Add support for exporting to ONNX.
- Support for exporting xfeat, xfeat+matching models.
- Support for exporting dynamic shapes.
- Support for exporting a specified version of opset.
- Add onnxruntime inference demo.
| Model | Inputs | Outputs | Note |
|---|---|---|---|
xfeat.onnx |
images | feats, keypoints, heatmaps | Extract image keypoints and features |
xfeat_dualscale.onnx |
images | mkpts, feats, sc | Extract dualscale image keypoints and features. |
matching.onnx |
mkpts0, feats0, sc0, mkpts1, feats1 | matches, batch_indexes | Match dualscale keypoints and features |
xfeat_matching.onnx |
images0, images1 | matches, batch_indexes | End-to-end extraction of features from two sets of images and performing feature matching. |
examples
- FPS is limited by this line, especially when a large number of keypoints are matched https://github.com/verlab/accelerated_features/blob/b2f6b99b85db0672fc5e49df016850370ce8ad57/realtime_demo.py#L239
xfeat_onnxruntime.py
import numpy as np
import onnxruntime as ort
def create_ort_session(model_path, trt_engine_cache_path='trt_engine_cache', trt_engine_cache_prefix='model'):
tmp_ort_session = ort.InferenceSession(model_path, providers=['CPUExecutionProvider'])
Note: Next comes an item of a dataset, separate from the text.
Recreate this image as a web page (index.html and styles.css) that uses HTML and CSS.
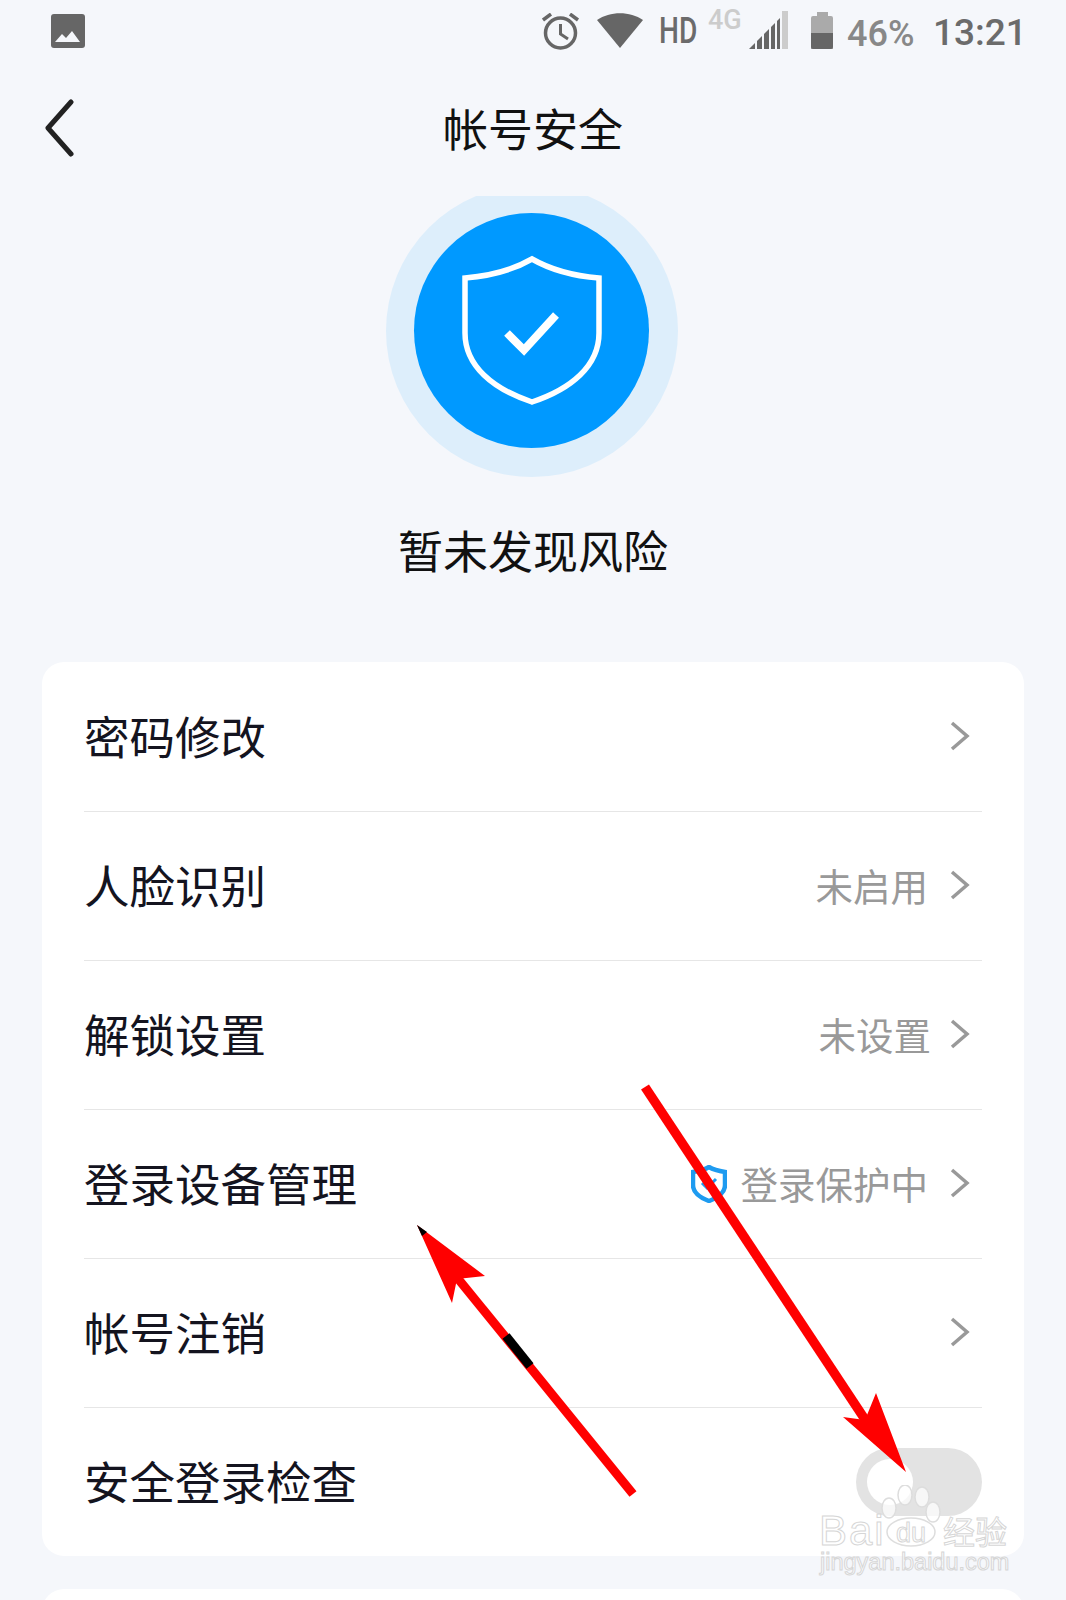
FILE: index.html
```html
<!DOCTYPE html>
<html lang="zh-CN">
<head>
    <meta charset="UTF-8">
    <meta name="viewport" content="width=device-width, initial-scale=1.0">
    <title>帐号安全</title>
    <link rel="stylesheet" href="styles.css">
</head>
<body>
<div class="page">

    <!-- Barra de estado -->
    <div class="status-bar">
        <svg class="ico-photo" width="34" height="34" viewBox="0 0 34 34"><rect width="34" height="34" rx="3" fill="#666"/><path d="M4 28 L11 20 L15 24 L21 17 L29 28 Z" fill="#f5f7fb"/></svg>
        <div class="status-right">
            <svg class="ico-alarm" width="38" height="38" viewBox="0 0 38 38" fill="none" stroke="#666"><circle cx="18.5" cy="20" r="15" stroke-width="3.5"/><path d="M18.5 11 V21 L26 26" stroke-width="3"/><path d="M1 7 L9 1 M36 7 L28 1" stroke-width="3.5"/></svg>
            <svg class="ico-wifi" width="46" height="35" viewBox="0 0 46 35"><path d="M0 7 C13 -2 33 -2 46 7 L23 35 Z" fill="#666"/></svg>
            <span class="st-hd">HD</span>
            <span class="st-4g">4G</span>
            <svg class="ico-signal" width="39" height="38" viewBox="0 0 39 38"><path d="M0 38 L31 7 V38 Z" fill="#666"/><path d="M33 0 H39 V38 H33 Z" fill="#ccc"/><path d="M7 30 V38 M14 23 V38 M21 16 V38 M27 9 V38" stroke="#f5f7fb" stroke-width="2"/></svg>
            <svg class="ico-battery" width="22" height="37" viewBox="0 0 22 37"><path d="M6 0 H17 V4 H20 Q22 4 22 6 V37 H0 V6 Q0 4 2 4 H6 Z" fill="#aaa"/><path d="M0 21 H22 V35 Q22 37 20 37 H2 Q0 37 0 35 Z" fill="#666"/></svg>
            <span class="st-pct">46%</span>
            <span class="st-time">13:21</span>
        </div>
    </div>

    <!-- Cabecalho -->
    <div class="header">
        <svg class="back" width="30" height="58" viewBox="0 0 30 58" fill="none" stroke="#222" stroke-width="5" stroke-linecap="round" stroke-linejoin="round"><path d="M26 3 L3 29 L26 55"/></svg>
        <h1>帐号安全</h1>
    </div>

    <!-- Estado da seguranca -->
    <div class="hero">
        <div class="halo-clip">
            <div class="halo">
                <div class="disc">
                    <svg width="142" height="152" viewBox="0 0 142 152" fill="none" stroke="#fff" stroke-width="5.5"><path d="M71 4 C52 15 28 21 4 23 V78 C4 111 32 134 71 147 C110 134 138 111 138 78 V23 C114 21 90 15 71 4 Z"/><path d="M46 78 L63 95 L95 60" stroke-width="8"/></svg>
                </div>
            </div>
        </div>
        <p class="hero-text">暂未发现风险</p>
    </div>

    <!-- Lista de opcoes -->
    <div class="card">
        <div class="row">
            <span class="label">密码修改</span>
            <svg class="chev" width="20" height="30" viewBox="0 0 20 30" fill="none" stroke="#999" stroke-width="3.5"><path d="M2 2 L17 15 L2 28"/></svg>
        </div>
        <div class="row">
            <span class="label">人脸识别</span>
            <span class="value">未启用</span>
            <svg class="chev" width="20" height="30" viewBox="0 0 20 30" fill="none" stroke="#999" stroke-width="3.5"><path d="M2 2 L17 15 L2 28"/></svg>
        </div>
        <div class="row">
            <span class="label">解锁设置</span>
            <span class="value value-near">未设置</span>
            <svg class="chev" width="20" height="30" viewBox="0 0 20 30" fill="none" stroke="#999" stroke-width="3.5"><path d="M2 2 L17 15 L2 28"/></svg>
        </div>
        <div class="row">
            <span class="label">登录设备管理</span>
            <svg class="mini-shield" width="36" height="38" viewBox="0 0 36 38" fill="none" stroke="#1e9bf0" stroke-width="4.5"><path d="M18 2 C13 5 8 6 2 7 V20 C2 28 10 33 18 36 C26 33 34 28 34 20 V7 C28 6 23 5 18 2 Z"/><path d="M11 18 L16 23 L25 14" stroke-width="3"/></svg>
            <span class="value">登录保护中</span>
            <svg class="chev" width="20" height="30" viewBox="0 0 20 30" fill="none" stroke="#999" stroke-width="3.5"><path d="M2 2 L17 15 L2 28"/></svg>
        </div>
        <div class="row">
            <span class="label">帐号注销</span>
            <svg class="chev" width="20" height="30" viewBox="0 0 20 30" fill="none" stroke="#999" stroke-width="3.5"><path d="M2 2 L17 15 L2 28"/></svg>
        </div>
        <div class="row">
            <span class="label">安全登录检查</span>
            <div class="toggle"><div class="knob"></div></div>
        </div>
    </div>

    <div class="card-next"></div>

    <!-- Setas desenhadas por cima da captura -->
    <svg class="arrows" width="1066" height="1600" viewBox="0 0 1066 1600">
        <path d="M645 1087 L866 1421" stroke="#f00" stroke-width="9.5" fill="none"/>
        <path d="M906 1472 L843 1417 L865 1420 L876 1393 Z" fill="#f00"/>
        <path d="M633 1494 L455 1275" stroke="#f00" stroke-width="9" fill="none"/>
        <path d="M506 1336 L530 1366" stroke="#000" stroke-width="9" fill="none"/>
        <path d="M417 1225 L485 1276 L457 1279 L452 1303 Z" fill="#f00"/>
        <path d="M417 1225 L427 1232 L422 1236 Z" fill="#000"/>
    </svg>

    <!-- Marca de agua -->
    <div class="watermark">
        <svg class="paw" width="62" height="66" viewBox="0 0 62 66" fill="#fff" fill-opacity="0.72" stroke="#ddd" stroke-width="1.5"><ellipse cx="9" cy="23" rx="7" ry="10"/><ellipse cx="25" cy="10" rx="7" ry="10"/><ellipse cx="42" cy="12" rx="7" ry="10"/><ellipse cx="53" cy="27" rx="7" ry="10"/><ellipse cx="31" cy="47" rx="24" ry="14"/></svg>
        <span class="wm-bai">Bai</span>
        <span class="wm-du">du</span>
        <span class="wm-cn">经验</span>
        <span class="wm-url">jingyan.baidu.com</span>
    </div>

</div>
</body>
</html>
```

FILE: styles.css
```css
* {
    box-sizing: border-box;
}

body {
    margin: 0;
    padding: 0;
    background-color: #f5f7fb;
    font-family: "Noto Sans CJK SC", "Liberation Sans", sans-serif;
}

.page {
    position: relative;
    width: 1066px;
    height: 1600px;
    overflow: hidden;
}

.status-bar {
    height: 62px;
    padding: 14px 44px 0 51px;
    display: flex;
    justify-content: space-between;
    align-items: flex-start;
}

.status-right {
    display: flex;
    align-items: flex-start;
    color: #6b6b6b;
    font-family: Roboto, "Liberation Sans", sans-serif;
    font-weight: 500;
    white-space: nowrap;
}

.ico-alarm {
    margin: -1px 17px 0 0;
}

.ico-wifi {
    margin: -1px 16px 0 0;
}

.st-hd {
    font-size: 36px;
    line-height: 36px;
    width: 40px;
    margin: -1px 9px 0 0;
    transform: scaleX(0.78);
    transform-origin: left;
}

.st-4g {
    font-size: 27px;
    line-height: 26px;
    color: #ccc;
    width: 33px;
    margin: -7px 8px 0 0;
}

.ico-signal {
    margin: -3px 23px 0 0;
}

.ico-battery {
    margin: -2px 14px 0 0;
}

.st-pct {
    font-size: 36px;
    line-height: 36px;
    color: #888;
    width: 67px;
    margin: 2px 19px 0 0;
}

.st-time {
    font-size: 37px;
    line-height: 36px;
    width: 89px;
    margin-top: 1px;
}

.header {
    height: 134px;
    padding-bottom: 2px;
    display: flex;
    align-items: center;
    justify-content: center;
    position: relative;
}

.back {
    position: absolute;
    left: 45px;
    top: 37px;
}

h1 {
    margin: 0;
    font-size: 45px;
    font-weight: 400;
    line-height: 60px;
    color: #111;
}

.hero {
    display: flex;
    flex-direction: column;
    align-items: center;
}

.halo-clip {
    height: 281px;
    width: 292px;
    margin-right: 2px;
    overflow: hidden;
}

.halo {
    width: 292px;
    height: 292px;
    margin-top: -11px;
    border-radius: 50%;
    background-color: #ddeefb;
    display: flex;
    align-items: center;
    justify-content: center;
}

.disc {
    width: 235px;
    height: 235px;
    margin: 0 1px 1px 0;
    border-radius: 50%;
    background-color: #0099ff;
    display: flex;
    align-items: center;
    justify-content: center;
}

.hero-text {
    margin: 43px 0 0 0;
    font-size: 45px;
    line-height: 60px;
    color: #111;
}

.card {
    margin: 82px 42px 0 42px;
    height: 894px;
    background-color: #fff;
    border-radius: 22px;
    padding: 1px 42px 0 42px;
}

.row {
    height: 149px;
    display: flex;
    align-items: center;
    border-bottom: 1px solid #e6e6e6;
}

.row:last-child {
    height: 148px;
    border-bottom: none;
}

.label {
    font-size: 45.5px;
    line-height: 60px;
    margin: 0 auto 5px 0;
    color: #14141f;
}

.value {
    font-size: 37.5px;
    line-height: 50px;
    margin-bottom: 3px;
    color: #999;
}

.value-near {
    margin-right: -3px;
}

.chev {
    margin: 0 12px 3px 22px;
}

.mini-shield {
    margin: 0 14px 0 0;
}

.toggle {
    width: 126px;
    height: 68px;
    background-color: #e3e3e3;
    border-radius: 34px;
    padding: 11px;
}

.knob {
    width: 46px;
    height: 46px;
    background-color: #fff;
    border-radius: 50%;
}

.card-next {
    margin: 33px 42px 0 42px;
    height: 60px;
    background-color: #fff;
    border-radius: 22px;
}

.arrows {
    position: absolute;
    left: 0;
    top: 0;
}

.watermark {
    position: absolute;
    left: 816px;
    top: 1485px;
    width: 200px;
    height: 95px;
    font-family: "Liberation Sans", sans-serif;
    color: rgba(255, 255, 255, 0.72);
    -webkit-text-stroke: 1px #d6d6d6;
    white-space: nowrap;
}

.paw {
    position: absolute;
    left: 64px;
    top: 0;
}

.wm-bai {
    position: absolute;
    left: 3px;
    top: 27px;
    font-size: 42px;
    line-height: 38px;
    letter-spacing: 2px;
}

.wm-du {
    position: absolute;
    left: 80px;
    top: 35px;
    font-size: 27px;
    line-height: 26px;
}

.wm-cn {
    position: absolute;
    left: 127px;
    top: 29px;
    font-family: "Noto Sans CJK SC", sans-serif;
    font-size: 32px;
    line-height: 32px;
}

.wm-url {
    position: absolute;
    left: 4px;
    top: 65px;
    font-size: 23.5px;
    line-height: 24px;
}
```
# print the input,output names and shapes
for i in range(len(tmp_ort_session.get_inputs())):
print(f"Input name: {tmp_ort_session.get_inputs()[i].name}, shape: {tmp_ort_session.get_inputs()[i].shape}")
for i in range(len(tmp_ort_session.get_outputs())):
print(f"Output name: {tmp_ort_session.get_outputs()[i].name}, shape: {tmp_ort_session.get_outputs()[i].shape}")
providers = [
# The TensorrtExecutionProvider is the fastest.
('TensorrtExecutionProvider', {
'device_id': 0,
'trt_max_workspace_size': 4 * 1024 * 1024 * 1024,
'trt_fp16_enable': True,
'trt_engine_cache_enable': True,
'trt_engine_cache_path': trt_engine_cache_path,
'trt_engine_cache_prefix': trt_engine_cache_prefix,
'trt_dump_subgraphs': False,
'trt_timing_cache_enable': True,
'trt_timing_cache_path': trt_engine_cache_path,
#'trt_builder_optimization_level': 3,
}),
# The CUDAExecutionProvider is slower than PyTorch,
# possibly due to performance issues with large matrix multiplication "cossim = torch.bmm(feats1, feats2.permute(0,2,1))"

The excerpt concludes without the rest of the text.